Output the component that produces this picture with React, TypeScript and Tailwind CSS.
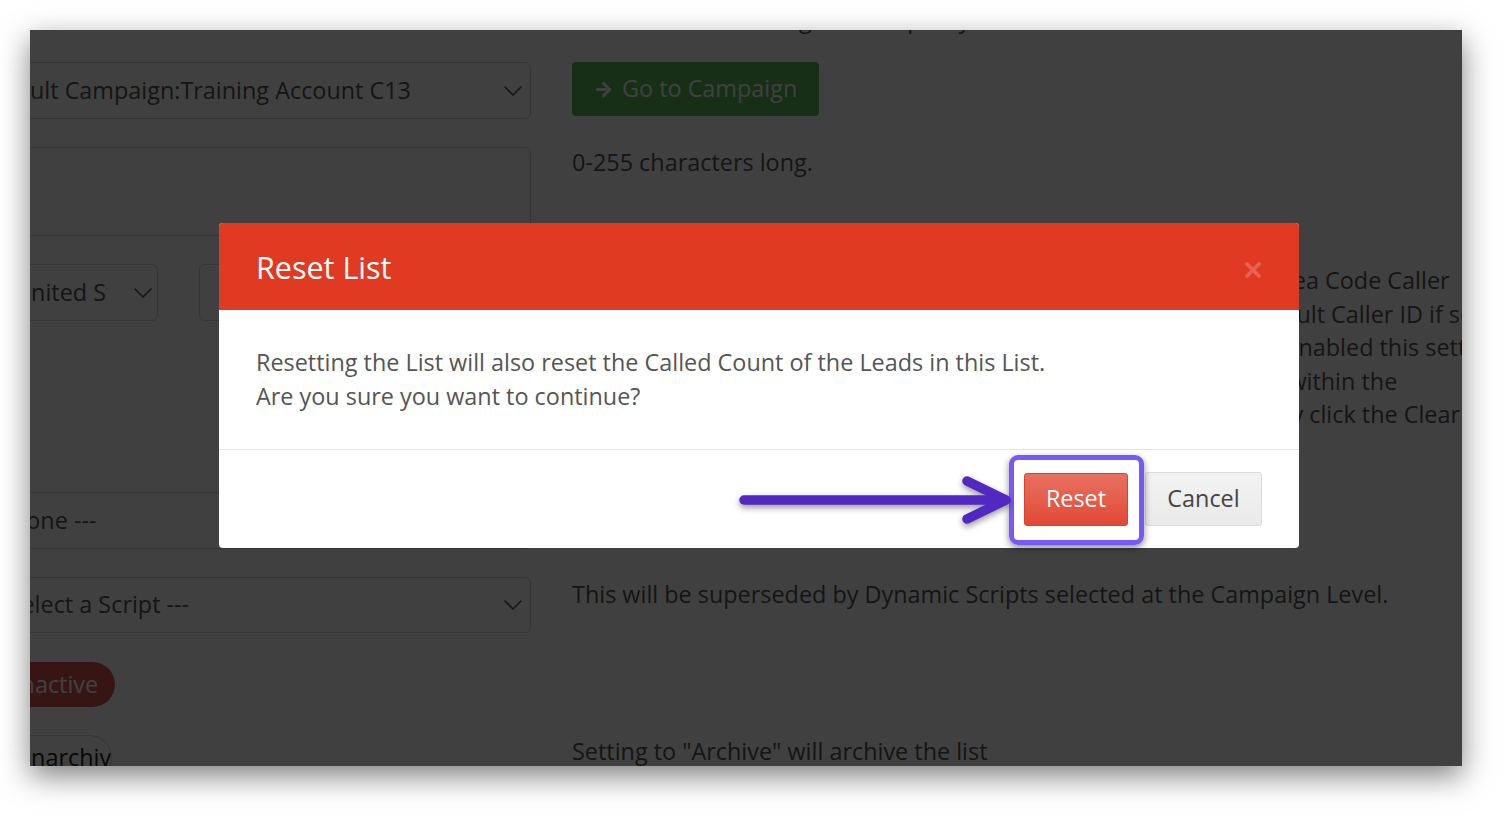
import { ArrowRight } from "lucide-react";

function Chevron() {
  return (
    <svg width="18" height="10" viewBox="0 0 18 10" fill="none" className="shrink-0">
      <polyline points="1,1 9,9 17,1" stroke="#555" strokeWidth="1.6" strokeLinecap="round" strokeLinejoin="round" />
    </svg>
  );
}

function Select({ label, className = "" }: { label: string; className?: string }) {
  return (
    <div
      className={`flex items-center justify-between border border-[#d2d2d2] rounded-[6px] bg-white pr-[8px] ${className}`}
    >
      <span className="whitespace-nowrap text-[#555]">{label}</span>
      <Chevron />
    </div>
  );
}

export default function App() {
  return (
    <div className="w-[1512px] h-[816px] bg-white overflow-hidden font-['Open_Sans',sans-serif] text-[23.4px] leading-[33.5px]">
      <div className="relative ml-[30px] mt-[30px] w-[1432px] h-[736px] overflow-hidden bg-white shadow-[0_10px_28px_rgba(0,0,0,0.5)]">
        {/* page under the backdrop */}
        <div className="-ml-[60px] w-[1560px] flex flex-col">
          <div className="flex -mt-[27px] h-[33.5px]">
            <div className="w-[561px] shrink-0" />
            <div className="ml-[41px] whitespace-nowrap text-[#555]">
              This list will be reassigned to a policy within the selected account.
            </div>
          </div>

          <div className="flex mt-[25.5px]">
            <Select label="Default Campaign:Training Account C13" className="w-[561px] h-[57px] shrink-0 pl-[8px]" />
            <div className="ml-[41px]">
              <button className="flex items-center gap-[8px] h-[54px] pl-[21px] pr-[22px] rounded-[4px] bg-[#5cb85c] text-white">
                <ArrowRight size={21} strokeWidth={3.4} />
                <span>Go to Campaign</span>
              </button>
            </div>
          </div>

          <div className="flex mt-[28px]">
            <textarea className="w-[561px] h-[89px] shrink-0 border border-[#d2d2d2] rounded-[6px] bg-white resize-y" />
            <div className="ml-[41px] -mt-px text-[#555]">0-255 characters long.</div>
          </div>

          <div className="flex mt-[28px]">
            <div className="w-[561px] shrink-0 flex">
              <div className="ml-[27px] w-[161px] h-[57px] shrink-0 flex items-center border border-[#d2d2d2] rounded-[6px] bg-white pl-[16px] pr-[5px]">
                <span className="w-[93px] overflow-hidden whitespace-nowrap text-[#555]">United States</span>
                <span className="ml-auto">
                  <Chevron />
                </span>
              </div>
              <div className="ml-[41px] flex-1 h-[57px] border border-[#d2d2d2] rounded-[6px] bg-white" />
            </div>
            <div className="ml-[41px] whitespace-nowrap text-[#555]">
              <div>If enabled, this setting will place all outbound calls using a Local Area Code Caller</div>
              <div>IDs. If no local numbers are available, calls will fall back to the Default Caller ID if set.</div>
              <div>Calls are matched to the lead's area codes. If you have previously enabled this setting,</div>
              <div>the system keeps any local numbers that were purchased for you within the</div>
              <div>account. To release all these numbers and stop local dialing, simply click the Clear button.</div>
            </div>
          </div>

          <div className="flex mt-[60.5px]">
            <div className="w-[561px] h-[57px] shrink-0 flex items-center border border-[#d2d2d2] rounded-[6px] bg-white pl-[9px] text-[#555]">
              --- None ---
            </div>
          </div>

          <div className="flex mt-[28px]">
            <Select label="--- Select a Script ---" className="w-[561px] h-[56px] shrink-0 pl-[9px]" />
            <div className="ml-[41px] whitespace-nowrap text-[#555] pt-[0.5px]">
              This will be superseded by Dynamic Scripts selected at the Campaign Level.
            </div>
          </div>

          <div className="flex mt-[29px]">
            <div className="w-[561px] shrink-0">
              <span className="ml-[30px] inline-flex items-center h-[45px] pl-[14px] pr-[17px] rounded-full bg-[#d9534f] text-white">
                Inactive
              </span>
            </div>
          </div>

          <div className="flex mt-[28px]">
            <div className="w-[561px] shrink-0">
              <div className="ml-[31px] w-[111px] h-[45px] flex items-center overflow-hidden whitespace-nowrap rounded-full border border-[#d2d2d2] bg-white pl-[12px] text-[#222]">
                Unarchive
              </div>
            </div>
            <div className="ml-[41px] whitespace-nowrap text-[#555]">Setting to "Archive" will archive the list</div>
          </div>
        </div>

        {/* backdrop */}
        <div className="absolute inset-0 bg-black/75" />

        {/* modal */}
        <div className="absolute left-[189px] top-[193px] w-[1080px] rounded-[4px] overflow-hidden bg-white">
          <div className="h-[87px] flex items-center justify-between bg-[#e13a23] px-[37px]">
            <h2 className="text-[30.5px] leading-[40px] text-white">Reset List</h2>
            <svg width="18" height="18" viewBox="0 0 18 18" className="mt-[6px] opacity-20">
              <path d="M3 3 L15 15 M15 3 L3 15" stroke="#fff" strokeWidth="3.8" strokeLinecap="round" />
            </svg>
          </div>
          <div className="px-[37px] py-[36px] text-[#555] border-b border-[#e5e5e5]">
            <p>Resetting the List will also reset the Called Count of the Leads in this List.</p>
            <p>Are you sure you want to continue?</p>
          </div>
          <div className="flex justify-end items-center gap-[17px] px-[37px] py-[22px]">
            <button className="h-[53px] w-[104px] rounded-[3px] border border-[#d8432f] bg-gradient-to-b from-[#e8705f] to-[#e14835] text-white">
              Reset
            </button>
            <button className="h-[54px] w-[117px] rounded-[3px] border border-[#dcdcdc] bg-gradient-to-b from-[#f3f3f3] to-[#e9e9e9] text-[#444]">
              Cancel
            </button>
          </div>
        </div>

        {/* annotation: highlight box */}
        <div className="absolute left-[979px] top-[425px] w-[135px] h-[90px] rounded-[9px] border-[5px] border-[#7759f9] shadow-[0_3px_7px_rgba(0,0,0,0.45)]" />

        {/* annotation: arrow */}
        <svg
          className="absolute left-[700px] top-[440px] drop-shadow-[0_3px_3px_rgba(0,0,0,0.4)]"
          width="290"
          height="62"
          viewBox="0 0 290 62"
          fill="none"
        >
          <path d="M14 30 L274 30" stroke="#5128c2" strokeWidth="9.5" strokeLinecap="round" />
          <path d="M237 11 L276 30 L237 49" stroke="#5128c2" strokeWidth="9.5" strokeLinecap="round" strokeLinejoin="round" />
        </svg>
      </div>
    </div>
  );
}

━━━━━━━━━━━━━━━━━━━━━━━━━━━━━━

→ **What is asked**:
Return all lines with the word "that" in them.

→ **The reply**:
Output the component that produces this picture with React, TypeScript and Tailwind CSS.
              <div>the system keeps any local numbers that were purchased for you within the</div>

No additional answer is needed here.